The README says
If you want compiled control flow, use structured control flow primitives like lax.cond and lax.while.
But lax.cond does not actually exist, and lax.while only exists in the form of lax._while_loop.
Is lax.cond already implemented somewhere, just not part of the master branch? I don't need gradient support for lax.cond (which is tracked by PR #83), just jit-compilable cond would be a huge gain for me (currenty looking into whether I might be able to contribute this if it doesn't exist yet)

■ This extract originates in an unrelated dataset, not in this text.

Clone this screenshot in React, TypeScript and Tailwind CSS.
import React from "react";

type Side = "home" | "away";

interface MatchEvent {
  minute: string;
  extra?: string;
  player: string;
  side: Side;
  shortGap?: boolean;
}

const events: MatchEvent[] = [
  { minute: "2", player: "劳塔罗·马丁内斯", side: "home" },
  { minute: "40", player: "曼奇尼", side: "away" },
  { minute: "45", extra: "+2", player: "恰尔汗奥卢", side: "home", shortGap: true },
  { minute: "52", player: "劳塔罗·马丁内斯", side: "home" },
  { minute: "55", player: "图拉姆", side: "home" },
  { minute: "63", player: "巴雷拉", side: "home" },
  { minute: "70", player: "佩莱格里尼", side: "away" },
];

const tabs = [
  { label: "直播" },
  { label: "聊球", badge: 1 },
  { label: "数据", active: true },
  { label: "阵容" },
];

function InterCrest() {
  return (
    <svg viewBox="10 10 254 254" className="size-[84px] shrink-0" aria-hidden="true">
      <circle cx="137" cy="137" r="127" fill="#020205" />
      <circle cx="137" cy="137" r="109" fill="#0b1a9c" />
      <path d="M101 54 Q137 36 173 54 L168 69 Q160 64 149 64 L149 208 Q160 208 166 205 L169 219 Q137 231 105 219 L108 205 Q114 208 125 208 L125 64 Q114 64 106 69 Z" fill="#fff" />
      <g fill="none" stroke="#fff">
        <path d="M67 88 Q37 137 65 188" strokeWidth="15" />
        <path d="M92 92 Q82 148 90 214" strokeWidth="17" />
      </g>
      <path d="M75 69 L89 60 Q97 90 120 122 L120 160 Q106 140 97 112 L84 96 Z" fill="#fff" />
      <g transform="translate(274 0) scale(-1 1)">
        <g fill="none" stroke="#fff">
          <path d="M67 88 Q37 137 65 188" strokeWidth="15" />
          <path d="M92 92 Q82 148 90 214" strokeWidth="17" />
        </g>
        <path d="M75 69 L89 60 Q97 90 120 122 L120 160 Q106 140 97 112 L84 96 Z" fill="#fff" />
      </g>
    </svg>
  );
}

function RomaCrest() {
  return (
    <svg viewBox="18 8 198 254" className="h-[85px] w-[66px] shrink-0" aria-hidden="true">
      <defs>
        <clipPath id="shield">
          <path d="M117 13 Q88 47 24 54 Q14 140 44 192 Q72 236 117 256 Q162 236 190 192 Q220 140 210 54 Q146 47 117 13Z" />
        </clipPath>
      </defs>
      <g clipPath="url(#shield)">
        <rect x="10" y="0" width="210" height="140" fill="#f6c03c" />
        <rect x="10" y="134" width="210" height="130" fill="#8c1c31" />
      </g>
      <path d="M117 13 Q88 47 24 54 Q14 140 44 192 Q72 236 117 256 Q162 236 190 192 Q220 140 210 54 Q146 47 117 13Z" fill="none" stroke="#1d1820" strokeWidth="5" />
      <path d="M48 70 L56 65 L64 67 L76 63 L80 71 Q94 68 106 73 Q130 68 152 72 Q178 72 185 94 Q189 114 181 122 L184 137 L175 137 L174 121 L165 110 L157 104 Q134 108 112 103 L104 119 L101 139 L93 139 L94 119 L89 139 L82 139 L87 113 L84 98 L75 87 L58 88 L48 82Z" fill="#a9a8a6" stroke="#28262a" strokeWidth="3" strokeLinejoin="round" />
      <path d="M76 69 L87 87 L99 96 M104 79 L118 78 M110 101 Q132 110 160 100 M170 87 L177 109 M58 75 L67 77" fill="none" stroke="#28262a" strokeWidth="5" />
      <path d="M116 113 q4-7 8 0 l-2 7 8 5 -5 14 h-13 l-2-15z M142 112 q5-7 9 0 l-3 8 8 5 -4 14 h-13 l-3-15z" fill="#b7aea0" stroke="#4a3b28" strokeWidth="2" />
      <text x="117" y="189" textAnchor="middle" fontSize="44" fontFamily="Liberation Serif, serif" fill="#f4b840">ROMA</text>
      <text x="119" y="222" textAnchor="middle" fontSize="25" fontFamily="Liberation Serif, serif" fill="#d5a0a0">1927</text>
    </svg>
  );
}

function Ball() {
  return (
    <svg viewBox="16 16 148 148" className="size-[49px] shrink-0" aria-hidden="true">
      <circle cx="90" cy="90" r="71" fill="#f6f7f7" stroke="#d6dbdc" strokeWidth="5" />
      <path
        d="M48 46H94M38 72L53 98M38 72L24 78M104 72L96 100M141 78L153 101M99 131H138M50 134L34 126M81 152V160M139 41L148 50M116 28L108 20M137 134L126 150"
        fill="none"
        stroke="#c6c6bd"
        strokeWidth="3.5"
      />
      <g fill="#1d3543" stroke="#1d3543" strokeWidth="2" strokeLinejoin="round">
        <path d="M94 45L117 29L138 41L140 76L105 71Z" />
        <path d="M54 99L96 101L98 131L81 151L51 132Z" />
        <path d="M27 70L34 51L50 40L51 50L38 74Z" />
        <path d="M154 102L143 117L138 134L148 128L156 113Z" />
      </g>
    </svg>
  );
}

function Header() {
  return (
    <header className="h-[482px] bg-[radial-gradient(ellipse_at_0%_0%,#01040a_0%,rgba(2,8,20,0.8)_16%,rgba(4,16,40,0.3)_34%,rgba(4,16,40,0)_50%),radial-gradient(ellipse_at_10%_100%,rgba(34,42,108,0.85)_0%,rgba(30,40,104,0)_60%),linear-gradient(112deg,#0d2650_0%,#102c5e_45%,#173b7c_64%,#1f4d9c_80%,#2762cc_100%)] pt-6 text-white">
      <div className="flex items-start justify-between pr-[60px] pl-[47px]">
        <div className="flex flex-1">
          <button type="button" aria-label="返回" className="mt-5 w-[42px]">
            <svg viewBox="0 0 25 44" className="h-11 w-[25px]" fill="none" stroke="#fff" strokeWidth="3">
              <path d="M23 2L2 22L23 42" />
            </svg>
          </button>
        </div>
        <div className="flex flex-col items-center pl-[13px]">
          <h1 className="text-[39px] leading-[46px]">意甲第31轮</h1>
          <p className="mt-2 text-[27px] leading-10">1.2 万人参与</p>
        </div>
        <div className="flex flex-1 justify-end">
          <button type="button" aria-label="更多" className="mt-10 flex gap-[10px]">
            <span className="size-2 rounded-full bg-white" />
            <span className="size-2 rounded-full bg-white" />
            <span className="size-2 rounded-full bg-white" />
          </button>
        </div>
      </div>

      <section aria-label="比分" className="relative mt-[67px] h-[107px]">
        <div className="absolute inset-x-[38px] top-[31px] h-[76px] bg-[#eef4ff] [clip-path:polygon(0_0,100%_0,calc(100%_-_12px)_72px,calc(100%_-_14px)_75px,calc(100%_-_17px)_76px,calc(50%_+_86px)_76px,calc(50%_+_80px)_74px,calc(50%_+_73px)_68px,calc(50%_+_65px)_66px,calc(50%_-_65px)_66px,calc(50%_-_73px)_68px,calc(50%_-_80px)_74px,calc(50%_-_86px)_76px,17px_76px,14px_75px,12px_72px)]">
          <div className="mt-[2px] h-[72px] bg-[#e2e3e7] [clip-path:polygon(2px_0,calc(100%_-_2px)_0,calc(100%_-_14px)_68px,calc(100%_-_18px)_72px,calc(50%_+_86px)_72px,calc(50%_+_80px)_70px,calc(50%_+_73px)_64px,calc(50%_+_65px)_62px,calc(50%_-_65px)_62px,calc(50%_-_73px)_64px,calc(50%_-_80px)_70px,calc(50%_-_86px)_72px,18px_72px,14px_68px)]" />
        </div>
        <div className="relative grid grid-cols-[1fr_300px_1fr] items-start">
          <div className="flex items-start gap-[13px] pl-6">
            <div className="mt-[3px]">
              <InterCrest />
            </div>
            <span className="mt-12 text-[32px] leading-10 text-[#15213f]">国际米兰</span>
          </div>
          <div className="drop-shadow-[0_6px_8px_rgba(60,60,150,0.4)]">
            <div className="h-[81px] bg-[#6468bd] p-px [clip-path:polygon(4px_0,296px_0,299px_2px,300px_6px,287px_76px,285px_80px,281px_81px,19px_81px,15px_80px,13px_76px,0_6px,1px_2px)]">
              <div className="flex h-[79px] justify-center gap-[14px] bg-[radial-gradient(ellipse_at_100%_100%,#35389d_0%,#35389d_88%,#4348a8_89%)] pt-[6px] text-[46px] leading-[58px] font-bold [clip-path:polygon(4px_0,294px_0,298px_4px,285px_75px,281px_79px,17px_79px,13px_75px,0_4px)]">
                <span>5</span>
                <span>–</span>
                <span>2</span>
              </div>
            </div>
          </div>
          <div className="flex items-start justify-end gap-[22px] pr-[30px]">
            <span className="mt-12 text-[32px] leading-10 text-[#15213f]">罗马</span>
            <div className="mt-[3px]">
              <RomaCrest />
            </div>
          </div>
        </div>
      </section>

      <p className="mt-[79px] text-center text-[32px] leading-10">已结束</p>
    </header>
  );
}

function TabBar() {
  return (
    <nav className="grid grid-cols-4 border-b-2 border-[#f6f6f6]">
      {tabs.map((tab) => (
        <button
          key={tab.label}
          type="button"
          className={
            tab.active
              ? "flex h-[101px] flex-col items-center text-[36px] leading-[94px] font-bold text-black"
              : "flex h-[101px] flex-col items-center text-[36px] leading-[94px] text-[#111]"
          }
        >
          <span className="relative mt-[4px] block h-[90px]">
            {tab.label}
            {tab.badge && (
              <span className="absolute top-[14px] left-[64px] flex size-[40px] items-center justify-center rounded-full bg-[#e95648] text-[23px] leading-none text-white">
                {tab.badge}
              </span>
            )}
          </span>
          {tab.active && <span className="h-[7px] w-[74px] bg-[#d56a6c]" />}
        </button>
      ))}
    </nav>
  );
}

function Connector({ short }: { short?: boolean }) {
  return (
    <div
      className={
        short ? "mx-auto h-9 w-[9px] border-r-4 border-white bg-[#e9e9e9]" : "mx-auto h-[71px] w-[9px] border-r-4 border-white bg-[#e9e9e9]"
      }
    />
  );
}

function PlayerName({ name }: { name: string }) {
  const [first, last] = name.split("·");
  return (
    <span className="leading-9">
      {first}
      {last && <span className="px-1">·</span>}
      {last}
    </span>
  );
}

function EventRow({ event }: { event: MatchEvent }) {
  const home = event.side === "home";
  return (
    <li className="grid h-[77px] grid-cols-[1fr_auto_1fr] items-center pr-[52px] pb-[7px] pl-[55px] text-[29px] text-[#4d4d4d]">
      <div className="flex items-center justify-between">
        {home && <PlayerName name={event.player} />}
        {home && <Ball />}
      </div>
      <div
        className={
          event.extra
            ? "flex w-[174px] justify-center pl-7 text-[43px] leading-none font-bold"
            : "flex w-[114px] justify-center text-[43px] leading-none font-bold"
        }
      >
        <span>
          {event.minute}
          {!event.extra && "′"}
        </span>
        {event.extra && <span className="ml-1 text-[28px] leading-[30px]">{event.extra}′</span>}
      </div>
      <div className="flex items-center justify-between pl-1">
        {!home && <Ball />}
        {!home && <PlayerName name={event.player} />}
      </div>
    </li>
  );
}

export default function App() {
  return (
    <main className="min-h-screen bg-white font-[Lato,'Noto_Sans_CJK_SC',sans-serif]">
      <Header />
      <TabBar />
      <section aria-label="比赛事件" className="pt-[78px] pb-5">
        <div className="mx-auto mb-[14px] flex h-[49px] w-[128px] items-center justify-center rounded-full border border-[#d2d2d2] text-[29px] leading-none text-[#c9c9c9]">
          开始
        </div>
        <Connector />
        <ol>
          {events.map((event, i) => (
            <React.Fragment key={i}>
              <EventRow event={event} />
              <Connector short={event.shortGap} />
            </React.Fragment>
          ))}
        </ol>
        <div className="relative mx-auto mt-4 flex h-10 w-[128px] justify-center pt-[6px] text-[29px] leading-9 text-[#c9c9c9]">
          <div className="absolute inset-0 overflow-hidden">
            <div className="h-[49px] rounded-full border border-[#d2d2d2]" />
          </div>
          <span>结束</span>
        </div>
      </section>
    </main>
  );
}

lax.while will probably never exist because while is a reserved keyword; so this should probably be renamed to lax.while_loop and can probably already be made available by renaming lax._while_loop, or what's the problem with the _while_loop implementation (fori_loop and foreach_loop are not prefixed with an underscore and use _while_loop, so it should be fully functional)?
In the meantime (before lax.cond is ready) you can potentially use "predication" (i.e. something like def cond(b, x, y): b * x + (1 - b) * y) if that doesn't add too much overhead.

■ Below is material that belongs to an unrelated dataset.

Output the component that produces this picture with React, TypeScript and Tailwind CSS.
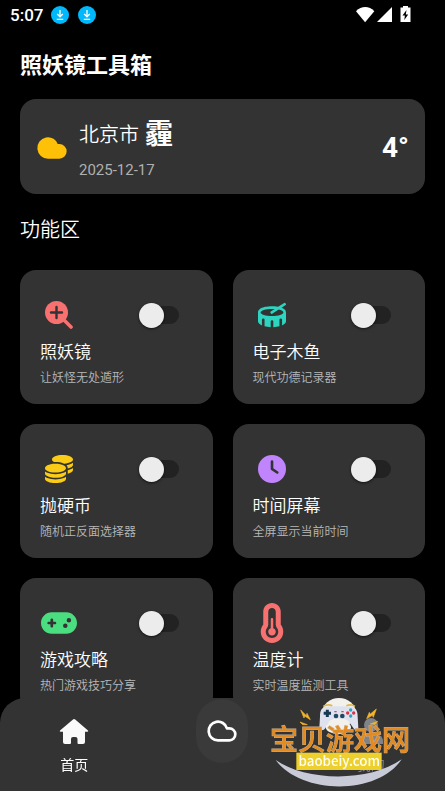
import React, { useState } from 'react';
import { Cloud } from 'lucide-react';
import { FaDrum } from 'react-icons/fa';
import { FaClock, FaCoins, FaGamepad, FaTemperatureHalf } from 'react-icons/fa6';

interface Tool {
  id: string;
  title: string;
  desc: string;
  icon: React.ReactNode;
}

const ZoomIcon = () => (
  <svg viewBox="0 0 28 28" className="size-7 text-[#f87171]" aria-hidden="true">
    <path d="M18 18L26 26" stroke="currentColor" strokeWidth="3.6" strokeLinecap="round" />
    <circle cx="11.5" cy="11.5" r="11.5" fill="currentColor" />
    <path d="M11.5 6v11M6 11.5h11" stroke="#333333" strokeWidth="2.4" strokeLinecap="round" />
  </svg>
);

const tools: Tool[] = [
  { id: 'mirror', title: '照妖镜', desc: '让妖怪无处遁形', icon: <ZoomIcon /> },
  { id: 'woodfish', title: '电子木鱼', desc: '现代功德记录器', icon: <FaDrum className="size-7 text-[#2dd4bf]" /> },
  { id: 'coin', title: '抛硬币', desc: '随机正反面选择器', icon: <FaCoins className="size-7 text-[#facc15]" /> },
  { id: 'clock', title: '时间屏幕', desc: '全屏显示当前时间', icon: <FaClock className="size-7 text-[#c084fc]" /> },
  { id: 'game', title: '游戏攻略', desc: '热门游戏技巧分享', icon: <FaGamepad className="size-9 text-[#4ade80]" /> },
  { id: 'temp', title: '温度计', desc: '实时温度监测工具', icon: <FaTemperatureHalf className="size-10 text-[#f87171]" /> },
];

const DownloadBadge = () => (
  <svg viewBox="0 0 18 18" className="size-[18px]" aria-hidden="true">
    <circle cx="9" cy="9" r="9" fill="#00b8fc" />
    <path d="M9 4v6.5M6.2 8L9 10.8 11.8 8M5.8 13.4h6.4" fill="none" stroke="#fff" strokeWidth="1.3" />
  </svg>
);

const StatusBar = () => (
  <div className="flex h-[30px] items-center pl-2.5 pr-[34px]">
    <span className="text-[17px] font-medium leading-6">5:07</span>
    <div className="ml-2 flex gap-[9px]">
      <DownloadBadge />
      <DownloadBadge />
    </div>
    <svg viewBox="0 0 56 18" className="ml-auto h-[18px] w-14" fill="#fff" aria-hidden="true">
      <path d="M1 5.200C6.5-.4 14-.4 19.300 5.200L10.100 16.200z" />
      <path d="M37 1v15H22z" />
      <path d="M48 0h5v1.500h2.500V16h-10V1.500H48z" />
      <path d="M51.500 4l-4 5.500h2.400l-.6 4.500 3.900-5.600h-2.400z" fill="#000" />
    </svg>
  </div>
);

const ToolCard: React.FC<{ tool: Tool; on: boolean; onToggle: () => void }> = ({ tool, on, onToggle }) => (
  <article className="rounded-2xl bg-[#333333] px-5 pb-[18px] pt-5">
    <div className="flex h-[50px] items-center justify-between pr-3.5">
      <div className="flex h-10 w-[38px] items-center justify-center">{tool.icon}</div>
      <label className="relative flex h-6 w-10 cursor-pointer items-center">
        <input type="checkbox" role="switch" aria-label={tool.title} checked={on} onChange={onToggle} className="peer sr-only" />
        <span className="ml-1 h-[18px] flex-1 rounded-full bg-[#222222] peer-checked:bg-[#2f6f52]" />
        <span className="absolute left-0 size-[25px] rounded-full bg-[#ececec] shadow-sm shadow-black/50 transition-transform peer-checked:translate-x-4" />
      </label>
    </div>
    <h3 className="text-[17px] font-[350] leading-6">{tool.title}</h3>
    <p className="mt-1.5 text-xs font-[350] leading-4 text-[#b8b8b8]">{tool.desc}</p>
  </article>
);

const SiteLogo = () => (
  <svg viewBox="30 18 450 285" className="pointer-events-none absolute bottom-0 right-[30px] h-[95px] w-[150px]" role="img" aria-label="宝贝游戏网">
    <ellipse cx="252" cy="68" rx="50" ry="44" fill="#f2f1ec" />
    <path d="M213 50c-14 2-18 12-18 30l-2 34c2 10 14 8 18 0l12-20c8-10 50-10 58 0l14 20c6 10 15 8 15 0l-2-34c0-18-6-28-18-30-14-2-62-2-77 0z" fill="#dfe2ee" />
    <ellipse cx="250" cy="112" rx="38" ry="20" fill="#f2f1ec" />
    <path d="M205 49q12-8 27-2M274 47q14-6 26 2" fill="none" stroke="#e0b84a" strokeWidth="5" />
    <path d="M217 59v22M206 70h22" stroke="#173a52" strokeWidth="9" />
    <circle cx="243" cy="78" r="7" fill="#1f4760" />
    <circle cx="262" cy="78" r="7" fill="#1f4760" />
    <path d="M238 65h7M259 65h7" stroke="#d9455b" strokeWidth="4" />
    <circle cx="287" cy="60" r="5" fill="#27a8bd" />
    <circle cx="278" cy="69" r="5" fill="#d8334a" />
    <circle cx="296" cy="69" r="5" fill="#d8334a" />
    <circle cx="287" cy="78" r="5" fill="#27a8bd" />
    <path d="M137 60l17 17 2-7 10 19-17-11-2 6zM364 57l-19 16-2-6-8 19 17-10 3 6zM135 96l22 8-14 0zM368 94l-22 8 14 1z" fill="#f3b52b" stroke="#f3b52b" strokeWidth="2" />
    <path d="M62 210c90 64 280 68 378-2-70 108-300 108-378 2z" fill="#c9cad8" />
    <text x="45" y="180" fontSize="84" fontWeight="500" fill="#e58a1f" stroke="#c9b08c" strokeWidth="3" paintOrder="stroke">宝贝游戏网</text>
    <rect x="124" y="188" width="256" height="52" fill="#edd02c" />
    <text x="253" y="227" textAnchor="middle" fontSize="40" fontWeight="500" fill="#fffef0" className="font-['Noto_Sans_CJK_SC',sans-serif]">baobeiy.com</text>
  </svg>
);

const BottomNav = () => (
  <nav className="fixed inset-x-0 bottom-0 grid grid-cols-3 items-start justify-items-center rounded-t-[25px] bg-[#333333] text-sm leading-5">
    <a href="#home" className="flex flex-col items-center pb-4 pt-[17px]">
      <svg viewBox="0 0 32 32" className="size-8" fill="#fafafa" aria-hidden="true">
        <path d="M15 4.500q1.100-1 2.200 0L30 15.500q.8 1-.5 1.200H27V27q0 2-2 2h-4.500q-1 0-1-1v-4q0-2-2-2h-2.500q-2 0-2 2v4q0 1-1 1H7q-2 0-2-2V16.700H2.500q-1.300-.2-.5-1.200z" />
      </svg>
      <span className="mt-2">首页</span>
    </a>
    <a href="#weather" aria-label="天气" className="mt-px flex h-16 w-[52px] items-center justify-center rounded-full bg-[#3a3a3a]">
      <Cloud className="size-8" strokeWidth={2} />
    </a>
    <a href="#mine" className="flex flex-col items-center pb-4 pt-[17px] text-[#81838b]">
      <svg viewBox="0 0 32 32" className="size-8" fill="currentColor" aria-hidden="true">
        <circle cx="16" cy="10" r="7" />
        <path d="M4 29v-3c0-5 5-8 12-8s12 3 12 8v3z" />
      </svg>
      <span className="mt-2">我的</span>
    </a>
    <SiteLogo />
  </nav>
);

export default function App() {
  const [enabled, setEnabled] = useState<Record<string, boolean>>({});

  const toggle = (id: string) => setEnabled(prev => ({ ...prev, [id]: !prev[id] }));

  return (
    <div className="h-dvh overflow-y-auto bg-black font-[Roboto,'Noto_Sans_CJK_SC',sans-serif] text-white [scrollbar-width:none]">
      <StatusBar />

      <main className="px-5 pb-28 pt-5">
        <h1 className="text-[22px] font-bold leading-8">照妖镜工具箱</h1>

        <section className="mt-[17px] flex items-center rounded-2xl bg-[#333333] px-4 pb-3.5 pt-4">
          <Cloud className="size-8 fill-[#ffc107] text-[#ffc107]" />
          <div className="ml-[11px]">
            <div className="flex items-center gap-1.5">
              <span className="text-xl font-[350] leading-10">北京市</span>
              <span className="text-[28px] font-bold leading-10">霾</span>
            </div>
            <p className="mt-[5px] text-[15px] leading-5 text-[#b0b0b0]">2025-12-17</p>
          </div>
          <span className="ml-auto text-[28px] font-bold leading-8">4°</span>
        </section>

        <h2 className="mt-5 text-xl font-[350] leading-8">功能区</h2>

        <section className="mt-6 grid grid-cols-2 gap-5">
          {tools.map(tool => (
            <ToolCard key={tool.id} tool={tool} on={!!enabled[tool.id]} onToggle={() => toggle(tool.id)} />
          ))}
        </section>
      </main>

      <BottomNav />
    </div>
  );
}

@jekbradbury np.where(b, x, y) is also possible (aka lax.select with different broadcasting semantics).
Thanks @jekbradbury and @hawkinsp !
While we are proposing workarounds: a single-iteration while-loop should also work, but your solutions are even better :)
Early versions of lax.cond (circa early 2017) lowered into while loops (though I think we needed 2 in general, I can't remember why). But were totally broken from a tracing-composability perspective, which is why we don't have them now.
The main reason we haven't exposed a lax.cond yet is essentially the same as why #331 and #207 are outstanding issues, namely that we want to handle closures and arbitrary composability correctly. @dougalm designed the core system to handle these issues, and actually it enables two ways of handling higher-order functions like lax.cond and lax.while, which we can call "the hard way" and "the easy way". We recently decided that the practical benefits of the hard way over the easy way are pretty miniscule (though academically interesting), and so @dougalm started going "the easy way" in #334.
lax.cond but it paves the way for doing it (along with a differentiable lax.map and lax.scan).We'll get lax.cond in #415, probably with some limitations at first (e.g. no reverse-mode autodiff for now, as per the OP's request).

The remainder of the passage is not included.